JOB: Give the material again in full, matching it exactly.

····················

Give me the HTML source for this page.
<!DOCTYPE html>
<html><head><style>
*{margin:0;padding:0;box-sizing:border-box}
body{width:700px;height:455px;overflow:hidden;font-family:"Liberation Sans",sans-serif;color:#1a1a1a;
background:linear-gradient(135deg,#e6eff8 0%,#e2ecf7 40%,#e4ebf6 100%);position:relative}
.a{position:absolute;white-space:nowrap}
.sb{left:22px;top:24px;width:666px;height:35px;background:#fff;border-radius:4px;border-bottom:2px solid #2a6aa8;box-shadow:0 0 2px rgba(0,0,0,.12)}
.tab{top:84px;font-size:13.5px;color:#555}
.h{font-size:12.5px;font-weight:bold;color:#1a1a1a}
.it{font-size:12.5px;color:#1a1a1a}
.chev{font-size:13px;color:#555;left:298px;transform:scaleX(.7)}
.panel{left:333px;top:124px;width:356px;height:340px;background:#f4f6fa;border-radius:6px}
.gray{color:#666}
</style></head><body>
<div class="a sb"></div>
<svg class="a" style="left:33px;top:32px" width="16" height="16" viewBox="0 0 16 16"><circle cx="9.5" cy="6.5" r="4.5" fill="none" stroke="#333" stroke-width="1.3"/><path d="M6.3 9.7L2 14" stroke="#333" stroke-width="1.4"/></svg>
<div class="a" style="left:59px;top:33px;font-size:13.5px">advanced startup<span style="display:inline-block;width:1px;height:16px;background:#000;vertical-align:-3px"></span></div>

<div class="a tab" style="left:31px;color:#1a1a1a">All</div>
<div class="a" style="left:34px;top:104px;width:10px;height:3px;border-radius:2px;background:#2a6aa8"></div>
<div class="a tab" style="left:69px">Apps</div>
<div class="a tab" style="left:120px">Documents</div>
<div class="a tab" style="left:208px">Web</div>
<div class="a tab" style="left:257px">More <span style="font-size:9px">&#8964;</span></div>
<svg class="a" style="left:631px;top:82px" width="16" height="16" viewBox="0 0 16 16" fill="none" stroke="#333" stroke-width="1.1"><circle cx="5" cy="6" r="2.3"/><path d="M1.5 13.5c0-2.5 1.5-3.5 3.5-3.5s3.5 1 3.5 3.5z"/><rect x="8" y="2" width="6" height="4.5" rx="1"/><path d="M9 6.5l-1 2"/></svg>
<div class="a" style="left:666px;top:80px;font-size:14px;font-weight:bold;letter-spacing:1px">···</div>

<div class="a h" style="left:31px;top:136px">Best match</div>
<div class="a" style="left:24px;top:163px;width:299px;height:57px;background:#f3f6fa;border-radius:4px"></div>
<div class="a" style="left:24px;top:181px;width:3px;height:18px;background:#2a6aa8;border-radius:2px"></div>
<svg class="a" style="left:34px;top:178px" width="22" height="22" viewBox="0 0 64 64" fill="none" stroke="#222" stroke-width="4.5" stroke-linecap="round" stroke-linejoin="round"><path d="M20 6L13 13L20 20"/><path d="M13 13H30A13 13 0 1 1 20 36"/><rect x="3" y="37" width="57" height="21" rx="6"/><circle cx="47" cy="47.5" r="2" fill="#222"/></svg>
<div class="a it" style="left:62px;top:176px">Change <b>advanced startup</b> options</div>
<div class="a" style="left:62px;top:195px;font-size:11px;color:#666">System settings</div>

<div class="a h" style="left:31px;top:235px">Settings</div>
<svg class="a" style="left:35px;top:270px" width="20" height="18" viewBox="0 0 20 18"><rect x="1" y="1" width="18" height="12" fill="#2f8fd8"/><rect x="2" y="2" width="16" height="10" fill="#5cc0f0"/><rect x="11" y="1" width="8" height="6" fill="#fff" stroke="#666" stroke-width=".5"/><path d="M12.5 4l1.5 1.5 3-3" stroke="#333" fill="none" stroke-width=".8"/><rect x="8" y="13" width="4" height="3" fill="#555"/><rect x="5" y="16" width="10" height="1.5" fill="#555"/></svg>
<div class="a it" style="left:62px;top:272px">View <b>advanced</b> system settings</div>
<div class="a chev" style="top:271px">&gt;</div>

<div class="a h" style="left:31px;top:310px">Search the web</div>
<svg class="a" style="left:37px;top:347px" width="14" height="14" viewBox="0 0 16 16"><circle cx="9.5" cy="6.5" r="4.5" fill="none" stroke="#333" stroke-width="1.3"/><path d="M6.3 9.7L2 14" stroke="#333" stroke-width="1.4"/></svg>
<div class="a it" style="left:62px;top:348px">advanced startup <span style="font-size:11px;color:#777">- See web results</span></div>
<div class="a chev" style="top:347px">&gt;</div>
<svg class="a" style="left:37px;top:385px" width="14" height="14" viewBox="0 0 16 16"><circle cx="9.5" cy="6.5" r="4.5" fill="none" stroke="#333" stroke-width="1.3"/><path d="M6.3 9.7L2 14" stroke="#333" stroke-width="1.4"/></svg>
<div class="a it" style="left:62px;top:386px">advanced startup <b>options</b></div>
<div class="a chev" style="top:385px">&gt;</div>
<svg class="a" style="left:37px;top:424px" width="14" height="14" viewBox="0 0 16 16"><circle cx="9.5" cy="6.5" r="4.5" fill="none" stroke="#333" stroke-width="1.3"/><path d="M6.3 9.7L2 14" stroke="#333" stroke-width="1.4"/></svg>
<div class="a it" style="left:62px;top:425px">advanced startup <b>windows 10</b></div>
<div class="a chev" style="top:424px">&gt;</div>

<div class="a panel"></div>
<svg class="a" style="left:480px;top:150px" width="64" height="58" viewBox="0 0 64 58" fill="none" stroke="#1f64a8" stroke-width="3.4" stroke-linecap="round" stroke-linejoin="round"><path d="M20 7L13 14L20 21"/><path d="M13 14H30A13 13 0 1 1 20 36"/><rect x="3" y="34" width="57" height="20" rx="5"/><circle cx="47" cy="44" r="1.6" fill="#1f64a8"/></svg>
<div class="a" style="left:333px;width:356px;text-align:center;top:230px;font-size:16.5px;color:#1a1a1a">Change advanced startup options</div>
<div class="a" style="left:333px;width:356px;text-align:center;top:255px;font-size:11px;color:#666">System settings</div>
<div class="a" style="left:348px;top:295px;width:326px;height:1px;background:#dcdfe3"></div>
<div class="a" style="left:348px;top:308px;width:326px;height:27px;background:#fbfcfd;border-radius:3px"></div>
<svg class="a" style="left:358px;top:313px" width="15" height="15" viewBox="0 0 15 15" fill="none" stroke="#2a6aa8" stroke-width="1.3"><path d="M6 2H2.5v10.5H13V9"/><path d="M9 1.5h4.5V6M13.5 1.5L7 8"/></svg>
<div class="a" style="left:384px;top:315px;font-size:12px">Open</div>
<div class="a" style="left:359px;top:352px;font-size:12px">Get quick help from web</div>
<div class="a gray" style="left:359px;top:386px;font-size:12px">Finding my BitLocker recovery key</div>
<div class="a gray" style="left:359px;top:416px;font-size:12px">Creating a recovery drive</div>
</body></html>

····················

ANSWER BELOW:
Give me the HTML source for this page.
<!DOCTYPE html>
<html><head><style>
*{margin:0;padding:0;box-sizing:border-box}
body{width:700px;height:455px;overflow:hidden;font-family:"Liberation Sans",sans-serif;color:#1a1a1a;
background:linear-gradient(135deg,#e6eff8 0%,#e2ecf7 40%,#e4ebf6 100%);position:relative}
.a{position:absolute;white-space:nowrap}
.sb{left:22px;top:24px;width:666px;height:35px;background:#fff;border-radius:4px;border-bottom:2px solid #2a6aa8;box-shadow:0 0 2px rgba(0,0,0,.12)}
.tab{top:84px;font-size:13.5px;color:#555}
.h{font-size:12.5px;font-weight:bold;color:#1a1a1a}
.it{font-size:12.5px;color:#1a1a1a}
.chev{font-size:13px;color:#555;left:298px;transform:scaleX(.7)}
.panel{left:333px;top:124px;width:356px;height:340px;background:#f4f6fa;border-radius:6px}
.gray{color:#666}
</style></head><body>
<div class="a sb"></div>
<svg class="a" style="left:33px;top:32px" width="16" height="16" viewBox="0 0 16 16"><circle cx="9.5" cy="6.5" r="4.5" fill="none" stroke="#333" stroke-width="1.3"/><path d="M6.3 9.7L2 14" stroke="#333" stroke-width="1.4"/></svg>
<div class="a" style="left:59px;top:33px;font-size:13.5px">advanced startup<span style="display:inline-block;width:1px;height:16px;background:#000;vertical-align:-3px"></span></div>

<div class="a tab" style="left:31px;color:#1a1a1a">All</div>
<div class="a" style="left:34px;top:104px;width:10px;height:3px;border-radius:2px;background:#2a6aa8"></div>
<div class="a tab" style="left:69px">Apps</div>
<div class="a tab" style="left:120px">Documents</div>
<div class="a tab" style="left:208px">Web</div>
<div class="a tab" style="left:257px">More <span style="font-size:9px">&#8964;</span></div>
<svg class="a" style="left:631px;top:82px" width="16" height="16" viewBox="0 0 16 16" fill="none" stroke="#333" stroke-width="1.1"><circle cx="5" cy="6" r="2.3"/><path d="M1.5 13.5c0-2.5 1.5-3.5 3.5-3.5s3.5 1 3.5 3.5z"/><rect x="8" y="2" width="6" height="4.5" rx="1"/><path d="M9 6.5l-1 2"/></svg>
<div class="a" style="left:666px;top:80px;font-size:14px;font-weight:bold;letter-spacing:1px">···</div>

<div class="a h" style="left:31px;top:136px">Best match</div>
<div class="a" style="left:24px;top:163px;width:299px;height:57px;background:#f3f6fa;border-radius:4px"></div>
<div class="a" style="left:24px;top:181px;width:3px;height:18px;background:#2a6aa8;border-radius:2px"></div>
<svg class="a" style="left:34px;top:178px" width="22" height="22" viewBox="0 0 64 64" fill="none" stroke="#222" stroke-width="4.5" stroke-linecap="round" stroke-linejoin="round"><path d="M20 6L13 13L20 20"/><path d="M13 13H30A13 13 0 1 1 20 36"/><rect x="3" y="37" width="57" height="21" rx="6"/><circle cx="47" cy="47.5" r="2" fill="#222"/></svg>
<div class="a it" style="left:62px;top:176px">Change <b>advanced startup</b> options</div>
<div class="a" style="left:62px;top:195px;font-size:11px;color:#666">System settings</div>

<div class="a h" style="left:31px;top:235px">Settings</div>
<svg class="a" style="left:35px;top:270px" width="20" height="18" viewBox="0 0 20 18"><rect x="1" y="1" width="18" height="12" fill="#2f8fd8"/><rect x="2" y="2" width="16" height="10" fill="#5cc0f0"/><rect x="11" y="1" width="8" height="6" fill="#fff" stroke="#666" stroke-width=".5"/><path d="M12.5 4l1.5 1.5 3-3" stroke="#333" fill="none" stroke-width=".8"/><rect x="8" y="13" width="4" height="3" fill="#555"/><rect x="5" y="16" width="10" height="1.5" fill="#555"/></svg>
<div class="a it" style="left:62px;top:272px">View <b>advanced</b> system settings</div>
<div class="a chev" style="top:271px">&gt;</div>

<div class="a h" style="left:31px;top:310px">Search the web</div>
<svg class="a" style="left:37px;top:347px" width="14" height="14" viewBox="0 0 16 16"><circle cx="9.5" cy="6.5" r="4.5" fill="none" stroke="#333" stroke-width="1.3"/><path d="M6.3 9.7L2 14" stroke="#333" stroke-width="1.4"/></svg>
<div class="a it" style="left:62px;top:348px">advanced startup <span style="font-size:11px;color:#777">- See web results</span></div>
<div class="a chev" style="top:347px">&gt;</div>
<svg class="a" style="left:37px;top:385px" width="14" height="14" viewBox="0 0 16 16"><circle cx="9.5" cy="6.5" r="4.5" fill="none" stroke="#333" stroke-width="1.3"/><path d="M6.3 9.7L2 14" stroke="#333" stroke-width="1.4"/></svg>
<div class="a it" style="left:62px;top:386px">advanced startup <b>options</b></div>
<div class="a chev" style="top:385px">&gt;</div>
<svg class="a" style="left:37px;top:424px" width="14" height="14" viewBox="0 0 16 16"><circle cx="9.5" cy="6.5" r="4.5" fill="none" stroke="#333" stroke-width="1.3"/><path d="M6.3 9.7L2 14" stroke="#333" stroke-width="1.4"/></svg>
<div class="a it" style="left:62px;top:425px">advanced startup <b>windows 10</b></div>
<div class="a chev" style="top:424px">&gt;</div>

<div class="a panel"></div>
<svg class="a" style="left:480px;top:150px" width="64" height="58" viewBox="0 0 64 58" fill="none" stroke="#1f64a8" stroke-width="3.4" stroke-linecap="round" stroke-linejoin="round"><path d="M20 7L13 14L20 21"/><path d="M13 14H30A13 13 0 1 1 20 36"/><rect x="3" y="34" width="57" height="20" rx="5"/><circle cx="47" cy="44" r="1.6" fill="#1f64a8"/></svg>
<div class="a" style="left:333px;width:356px;text-align:center;top:230px;font-size:16.5px;color:#1a1a1a">Change advanced startup options</div>
<div class="a" style="left:333px;width:356px;text-align:center;top:255px;font-size:11px;color:#666">System settings</div>
<div class="a" style="left:348px;top:295px;width:326px;height:1px;background:#dcdfe3"></div>
<div class="a" style="left:348px;top:308px;width:326px;height:27px;background:#fbfcfd;border-radius:3px"></div>
<svg class="a" style="left:358px;top:313px" width="15" height="15" viewBox="0 0 15 15" fill="none" stroke="#2a6aa8" stroke-width="1.3"><path d="M6 2H2.5v10.5H13V9"/><path d="M9 1.5h4.5V6M13.5 1.5L7 8"/></svg>
<div class="a" style="left:384px;top:315px;font-size:12px">Open</div>
<div class="a" style="left:359px;top:352px;font-size:12px">Get quick help from web</div>
<div class="a gray" style="left:359px;top:386px;font-size:12px">Finding my BitLocker recovery key</div>
<div class="a gray" style="left:359px;top:416px;font-size:12px">Creating a recovery drive</div>
</body></html>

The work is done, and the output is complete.